[Short task]: Among the lines below, count those containing the word "React". Give the number only.

[Entries shown]:
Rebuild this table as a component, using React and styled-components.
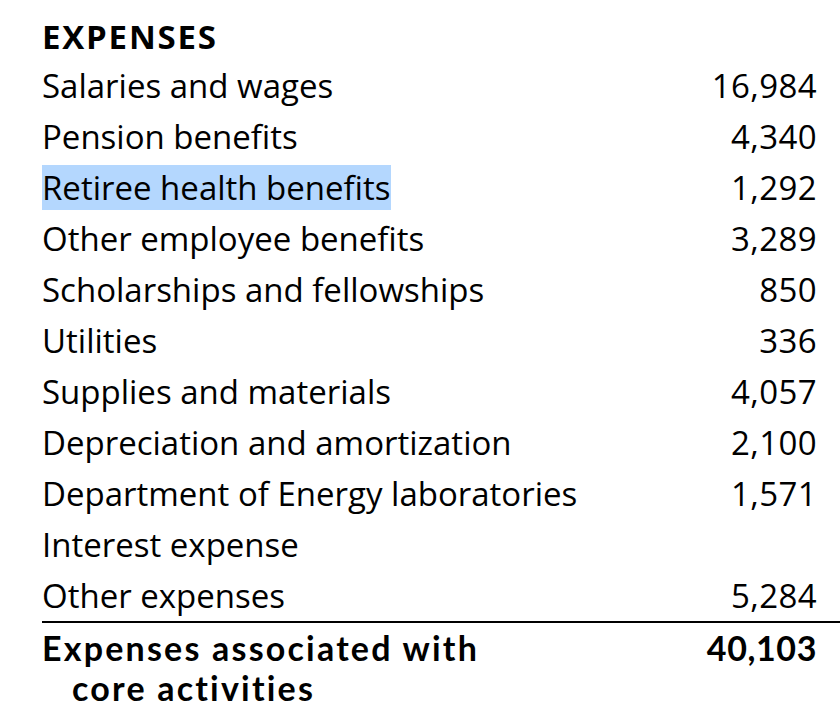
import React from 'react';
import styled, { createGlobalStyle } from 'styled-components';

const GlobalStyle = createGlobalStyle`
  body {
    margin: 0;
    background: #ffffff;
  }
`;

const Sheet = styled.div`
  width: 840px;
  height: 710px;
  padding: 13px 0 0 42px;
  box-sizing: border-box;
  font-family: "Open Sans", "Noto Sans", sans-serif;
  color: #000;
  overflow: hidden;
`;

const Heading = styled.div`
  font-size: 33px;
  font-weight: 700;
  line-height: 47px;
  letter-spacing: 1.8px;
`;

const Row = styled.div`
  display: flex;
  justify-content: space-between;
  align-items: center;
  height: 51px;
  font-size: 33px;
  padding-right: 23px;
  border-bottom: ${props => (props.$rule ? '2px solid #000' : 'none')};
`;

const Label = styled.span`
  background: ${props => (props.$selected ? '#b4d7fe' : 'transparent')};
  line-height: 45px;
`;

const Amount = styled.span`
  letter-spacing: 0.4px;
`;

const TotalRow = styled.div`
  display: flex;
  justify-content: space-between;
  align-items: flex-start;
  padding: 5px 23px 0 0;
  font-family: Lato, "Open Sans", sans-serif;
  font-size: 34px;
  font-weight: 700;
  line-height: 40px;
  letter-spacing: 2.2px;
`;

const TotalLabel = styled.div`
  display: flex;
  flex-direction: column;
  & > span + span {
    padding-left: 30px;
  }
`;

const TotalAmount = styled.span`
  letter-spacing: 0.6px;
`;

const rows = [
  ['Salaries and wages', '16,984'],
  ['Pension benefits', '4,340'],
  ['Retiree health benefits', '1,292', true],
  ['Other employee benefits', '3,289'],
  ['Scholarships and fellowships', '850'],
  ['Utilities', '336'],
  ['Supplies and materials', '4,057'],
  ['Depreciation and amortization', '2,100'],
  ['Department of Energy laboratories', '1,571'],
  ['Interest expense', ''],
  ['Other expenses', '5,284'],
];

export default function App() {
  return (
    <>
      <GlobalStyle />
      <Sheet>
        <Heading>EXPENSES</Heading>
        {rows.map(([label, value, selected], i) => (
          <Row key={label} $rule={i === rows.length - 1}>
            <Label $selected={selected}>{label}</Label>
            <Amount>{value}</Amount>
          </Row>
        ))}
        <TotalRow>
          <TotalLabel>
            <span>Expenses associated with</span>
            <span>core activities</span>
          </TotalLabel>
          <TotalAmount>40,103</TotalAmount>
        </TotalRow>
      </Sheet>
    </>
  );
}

...

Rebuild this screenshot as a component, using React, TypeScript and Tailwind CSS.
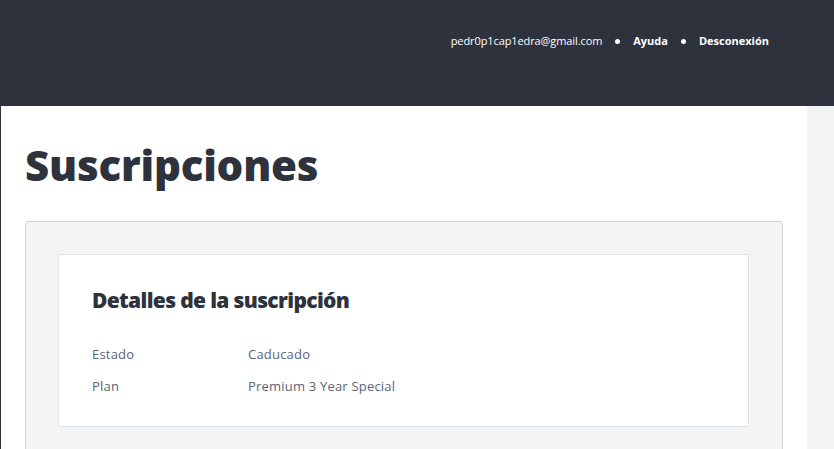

* * *

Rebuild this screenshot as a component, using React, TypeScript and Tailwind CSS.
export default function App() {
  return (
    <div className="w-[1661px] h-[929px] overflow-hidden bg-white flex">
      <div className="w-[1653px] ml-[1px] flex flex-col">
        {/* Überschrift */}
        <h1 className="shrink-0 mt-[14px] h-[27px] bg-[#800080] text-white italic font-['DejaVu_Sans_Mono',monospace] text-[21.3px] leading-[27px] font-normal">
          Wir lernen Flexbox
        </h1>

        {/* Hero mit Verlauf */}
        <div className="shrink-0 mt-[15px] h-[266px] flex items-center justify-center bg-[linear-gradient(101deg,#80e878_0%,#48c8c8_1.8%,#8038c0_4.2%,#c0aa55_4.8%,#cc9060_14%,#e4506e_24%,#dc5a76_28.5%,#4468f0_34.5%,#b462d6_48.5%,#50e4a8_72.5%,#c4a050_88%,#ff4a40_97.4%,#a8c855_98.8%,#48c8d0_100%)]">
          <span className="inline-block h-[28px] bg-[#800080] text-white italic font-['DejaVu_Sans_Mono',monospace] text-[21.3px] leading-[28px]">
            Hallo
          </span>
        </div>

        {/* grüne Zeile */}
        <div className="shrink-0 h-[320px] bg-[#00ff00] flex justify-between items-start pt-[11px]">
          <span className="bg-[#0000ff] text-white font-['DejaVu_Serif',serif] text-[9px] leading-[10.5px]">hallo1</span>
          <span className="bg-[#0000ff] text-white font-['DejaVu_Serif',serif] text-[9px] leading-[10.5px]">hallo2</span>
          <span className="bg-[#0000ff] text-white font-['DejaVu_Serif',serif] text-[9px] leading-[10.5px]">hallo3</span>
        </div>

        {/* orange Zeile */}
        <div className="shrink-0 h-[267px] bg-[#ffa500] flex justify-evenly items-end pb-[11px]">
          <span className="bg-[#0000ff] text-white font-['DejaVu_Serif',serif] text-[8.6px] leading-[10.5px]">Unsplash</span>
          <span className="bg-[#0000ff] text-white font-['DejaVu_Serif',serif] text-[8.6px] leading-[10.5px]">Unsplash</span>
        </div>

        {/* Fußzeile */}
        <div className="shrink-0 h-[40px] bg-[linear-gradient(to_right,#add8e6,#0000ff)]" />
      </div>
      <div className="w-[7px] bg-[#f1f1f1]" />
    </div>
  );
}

[Response to the exercise]: 4